Plans set out for future of gene editing

Tom Bradshaw webcrop _79880

“The world’s climate emergency points to the urgency of applying this technology to farming and this announcement is an important first step towards a properly functioning legislative system.

“These new tools could help in a number of ways, from addressing pest and disease pressures on crops and farm animals and improving animal health and welfare, to increasing farmers’ resilience in the event of extreme weather events such as flooding and drought and benefiting the environment through more efficient use of resources. This would mean lower emissions and less waste, allowing British farmers to farm more sustainably and profitably.

“Crucially, precision breeding technologies will also help in the development of foods with direct benefits to the public; better quality, increased nutritional value and products with a longer shelf life.

“We know gene editing is not a silver bullet. But if we are to make this a success, any new government regulation must be robust, fit for purpose and based on sound science. This will in turn provide public confidence, enable diverse and accessible innovation, and allow investment in products for the UK market.

“The NFU will be examining today’s announcement in detail and will work with Defra to ensure the right legislative system is in place, not only to drive research but also to provide a route to market for improved varieties and breeds.  We also urge government to provide the researchers and companies with a clear timetable. The government will also need to work closely with the devolved administrations to deliver something which works for the whole of the UK.

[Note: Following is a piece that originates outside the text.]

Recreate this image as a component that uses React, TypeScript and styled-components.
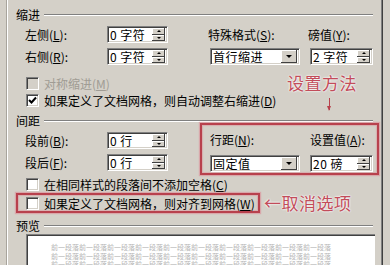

“British farming is innovative and ambitious and by seeking to use more sophisticated and targeted breeding tools for our crops and livestock, we can continue to produce sustainable, climate-friendly food well into the future.”

Notes to editors:

Gene editing is different from Genetic Modification (GM) as it does not result in the introduction of DNA from other species and creates new varieties similar to those that could be produced more slowly by natural breeding processes, but currently they are regulated in the same way as genetically modified organisms.